Когда они увидели, что враг двигается, пренебрегая ими, они стали скатывать с высот огромные камни, которые, натыкаясь на другие, катились дальше с еще большей силой и давили не только отдельных людей, но и целые отряды. Летели в них также со всех сторон камни из пращей и стрелы. Но не это удручало храбрых воинов, а то, что их избивали неотомщенными, как диких зверей, пойманных в ловушку. Гнев переходил у них в ярость: они хватались за выступы скал и, поддерживая друг друга, старались подняться, чтобы настигнуть врагов. Но сами скалы, охваченные множеством рук, отрывались и обрушивались на тех, кто за них хватался.
Итак, они не могли ни стоять, ни лезть вверх, ни прикрываться щитами, потому что варвары сбрасывали на них камни огромного веса. Царь страдал не только от огорчения, но и от стыда, что так опрометчиво завел войско в это ущелье. Он был непобедим до этого дня, ничего не предпринимал напрасно; безнаказанно прошел ущелье Киликии, открыл новый путь по морю в Памфилию; теперь счастье его пошатнулось, не было другого спасения, как вернуться туда, откуда он пришел. Итак, дав сигнал к отступлению, он приказывает выходить из ущелья, сплотив ряды и подняв щиты над головами. Вернуться пришлось на 30 стадиев.

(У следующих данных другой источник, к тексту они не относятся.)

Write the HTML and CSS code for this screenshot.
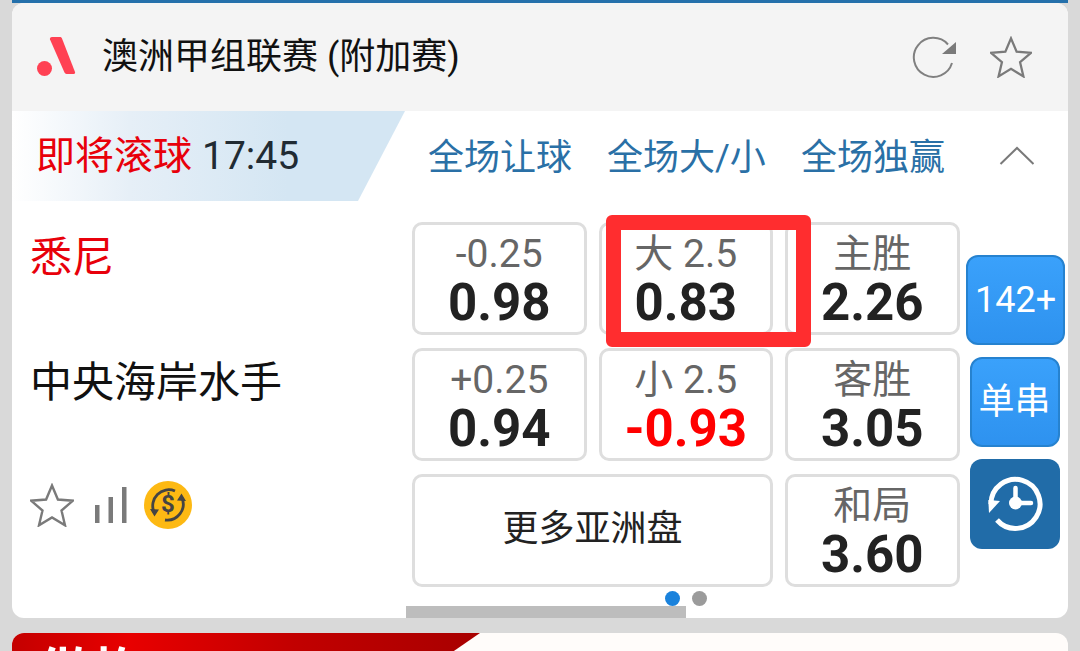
FILE: index.html
```html
<!DOCTYPE html>
<html lang="zh">
<head>
<meta charset="utf-8">
<title>澳洲甲组联赛</title>
<link rel="stylesheet" href="styles.css">
</head>
<body>
<div class="topline"></div>
<section class="card">
  <header class="league">
    <svg class="logo" viewBox="0 0 40 40"><circle cx="7.500" cy="31.500" r="7.500" fill="#ff4153"/><path d="M15 0h8c1 0 1.600.5 2 1.500L38 35c.4 1.200-.2 2-1.400 2h-7c-1 0-1.700-.5-2.100-1.400L13 2.500c-.4-1.300.5-2.500 2-2.500z" fill="#ff4153"/></svg>
    <h1 class="league-name">澳洲甲组联赛 (附加赛)</h1>
    <svg class="ico-refresh" viewBox="0 0 44 44"><path d="M40 27A19.500 19.500 0 1 1 36 8.500" fill="none" stroke="#808080" stroke-width="2"/><path d="M44 6v12H30z" fill="#7a7a7a"/></svg>
    <svg class="ico-star" viewBox="0 0 44 44"><path d="M22 2.500l5.900 14 15 1.200-11.400 9.800 3.500 14.800L22 34.400 9 42.300l3.500-14.800L1.100 17.700l15-1.200z" fill="none" stroke="#7a7a7a" stroke-width="2.400"/></svg>
  </header>
  <div class="tabs">
    <div class="status"><span class="soon">即将滚球</span> <span class="time">17:45</span></div>
    <div class="tab-labels">
      <span>全场让球</span>
      <span>全场大/小</span>
      <span>全场独赢</span>
    </div>
    <svg class="chev" viewBox="0 0 36 20"><path d="M1.500 18L18 2l16.500 16" fill="none" stroke="#7a7a7a" stroke-width="2"/></svg>
  </div>
  <div class="body">
    <div class="teams">
      <div class="team home">悉尼</div>
      <div class="team">中央海岸水手</div>
      <div class="team-icons">
        <svg class="ico-star2" viewBox="0 0 44 44"><path d="M22 2.500l5.900 14 15 1.200-11.400 9.800 3.500 14.800L22 34.400 9 42.300l3.500-14.800L1.100 17.700l15-1.200z" fill="none" stroke="#7a7a7a" stroke-width="2.400"/></svg>
        <svg class="ico-bars" viewBox="0 0 33 36"><path d="M0 18h4.500v18H0zM13.500 10H18v26h-4.500zM27 0h4.500v36H27z" fill="#7a7a7a"/></svg>
        <svg class="ico-coin" viewBox="0 0 48 48"><circle cx="24" cy="24" r="24" fill="#fdb913"/><path d="M10 31A16 16 0 0 1 31 10" fill="none" stroke="#444" stroke-width="2.800"/><path d="M38 17A16 16 0 0 1 21 39" fill="none" stroke="#444" stroke-width="2.800"/><path d="M6 28l9 .5-4.500 7zM42 20l-9-.5 4.500-7z" fill="#444"/><text x="24" y="31" class="coin-text">$</text></svg>
      </div>
    </div>
    <div class="odds">
      <div class="cell"><span class="lab">-0.25</span><b class="val">0.98</b></div>
      <div class="cell"><span class="lab">大 2.5</span><b class="val">0.83</b></div>
      <div class="cell"><span class="lab">主胜</span><b class="val">2.26</b></div>
      <div class="cell"><span class="lab">+0.25</span><b class="val">0.94</b></div>
      <div class="cell"><span class="lab">小 2.5</span><b class="val neg">-0.93</b></div>
      <div class="cell"><span class="lab">客胜</span><b class="val">3.05</b></div>
      <div class="cell more">更多亚洲盘</div>
      <div class="cell"><span class="lab">和局</span><b class="val">3.60</b></div>
    </div>
    <div class="side">
      <div class="btn wide">142+</div>
      <div class="btn cjk">单串</div>
      <div class="btn dark">
        <svg class="ico-history" viewBox="0 0 56 56"><path d="M4 28A24.500 24.500 0 1 1 10 44" fill="none" stroke="#fff" stroke-width="5"/><path d="M1.300 24L13 25 2 37z" fill="#fff"/><path d="M28.500 12v15H44" fill="none" stroke="#fff" stroke-width="4.500" stroke-linecap="round"/><circle cx="28.500" cy="27" r="6.500" fill="#fff"/></svg>
      </div>
    </div>
  </div>
  <div class="dot on"></div>
  <div class="dot off"></div>
  <div class="scroll"></div>
  <div class="redbox"></div>
</section>
<section class="promo">
  <div class="promo-red"><span>做梅</span></div>
</section>
</body>
</html>
```
FILE: styles.css
```css
* { box-sizing: border-box; }
html, body { margin: 0; height: 651px; overflow: hidden; }
body {
  background: #d9d9d9;
  padding: 0 12px;
  font-family: Roboto, "Noto Sans CJK SC", sans-serif;
  color: #111;
}
.topline { height: 3px; background: #2570ab; }
.card {
  position: relative;
  height: 615px;
  background: #fff;
  border-radius: 12px;
  overflow: hidden;
}
.league {
  height: 108px;
  background: #f4f4f4;
  display: flex;
  align-items: center;
  padding: 0 36px 0 25px;
}
.logo { width: 40px; height: 40px; flex: none; }
.league-name {
  margin: 0 0 0 25px;
  font: 400 36px/1 Roboto, "Noto Sans CJK SC", sans-serif;
  color: #111;
  flex: 1;
}
.ico-refresh { width: 44px; height: 44px; margin-right: 34px; margin-top: 2px; flex: none; }
.ico-star { width: 42px; height: 42px; flex: none; }
.tabs { height: 90px; display: flex; align-items: center; position: relative; }
.status {
  width: 393px;
  height: 90px;
  padding: 0 0 0 24px;
  display: flex;
  align-items: center;
  gap: 10px;
  white-space: pre;
  background: linear-gradient(90deg, #fff 0, #e6eff7 30%, #d4e6f3 70%);
  clip-path: polygon(0 0, 100% 0, 346px 100%, 0 100%);
}
.soon { font-size: 39px; line-height: 1; color: #e8000b; }
.time { font-size: 39px; line-height: 1; color: #212b33; }
.tab-labels {
  display: flex;
  gap: 35px;
  margin: 4px 0 0 23px;
  font-size: 36px;
  line-height: 1;
  color: #2a70a6;
  white-space: nowrap;
}
.chev { width: 36px; height: 20px; margin-left: 54px; }
.body { display: flex; padding-top: 21px; }
.teams { width: 400px; padding-left: 18px; flex: none; }
.team { height: 126px; font-size: 42px; line-height: 1; padding-top: 15px; color: #111; white-space: nowrap; }
.team.home { height: 125px; color: #e8000b; }
.team-icons { display: flex; align-items: center; margin-top: 8px; }
.ico-star2 { width: 44px; height: 44px; flex: none; }
.ico-bars { width: 33px; height: 36px; margin-left: 21px; flex: none; }
.ico-coin { width: 48px; height: 48px; margin-left: 16px; flex: none; }
.coin-text { font: 700 24px Roboto, sans-serif; fill: #444; text-anchor: middle; }
.odds {
  display: grid;
  grid-template-columns: repeat(3, 174.500px);
  grid-auto-rows: 113px;
  gap: 13px 12px;
  flex: none;
}
.cell {
  border: 3px solid #dedede;
  border-radius: 10px;
  background: #fff;
  display: flex;
  flex-direction: column;
  align-items: center;
  padding-top: 8px;
}
.lab { font-size: 39px; line-height: 42px; color: #666; height: 45px; }
.val { font-size: 51px; line-height: 50px; font-weight: 700; color: #222; }
.val.neg { color: #f00; }
.cell.more {
  grid-column: span 2;
  justify-content: center;
  padding: 0 0 12px;
  font-size: 36px;
  color: #222;
}
.side {
  flex: none;
  margin-left: 5px;
  padding-top: 33px;
  display: flex;
  flex-direction: column;
  align-items: center;
  gap: 12px;
  width: 100px;
}
.btn {
  width: 90px;
  height: 90px;
  border-radius: 12px;
  border: 2px solid #2682cf;
  background: linear-gradient(#3aa1fb, #2e92ef);
  color: #fff;
  font-size: 36px;
  display: flex;
  align-items: center;
  justify-content: center;
}
.btn.cjk { padding-bottom: 9px; }
.btn.wide { width: 99px; margin-left: 2px; }
.btn.dark { background: #216ca8; border: 0; }
.ico-history { width: 56px; height: 56px; }
.dot { position: absolute; top: 588px; width: 15px; height: 15px; border-radius: 50%; }
.dot.on { left: 653px; background: #1a82dc; }
.dot.off { left: 680px; background: #9b9b9b; }
.scroll { position: absolute; left: 394px; top: 603px; width: 280px; height: 12px; background: #bdbdbd; }
.redbox {
  position: absolute;
  left: 594px;
  top: 212px;
  width: 205px;
  height: 132px;
  border: 15px solid #ff2d2f;
  border-radius: 6px;
}
.promo {
  margin-top: 15px;
  height: 40px;
  background: #fffcfa;
  border-radius: 12px;
  overflow: hidden;
}
.promo-red {
  width: 468px;
  height: 40px;
  background: linear-gradient(90deg, #c40000 0, #e80000 25%, #c20000 60%, #a80000 100%);
  clip-path: polygon(0 0, 100% 0, 410px 100%, 0 100%);
  padding: 14px 0 0 26px;
  color: #fff;
  font-size: 55px;
  font-weight: 700;
  line-height: 1;
}
```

Александр был в полной растерянности: обходная дорога требовала много дней, а такую роскошь македонский царь позволить себе не мог. Он считал позором оставить мертвых без погребения, а просьбу о выдаче трупов рассматривал как непристойное молчаливое признание в своем поражении – поэтому приказал вывести всех пленных. Среди них нашелся ликийский пастух, который заявил, что есть горная тропа, которая выходит прямо к позициям персов, но она чрезвычайно трудна. Нашел чем пугать Александра! Он оставил часть войска во главе с Кратером в ущелье, а сам с другой половиной войска отправился вслед за пастухом.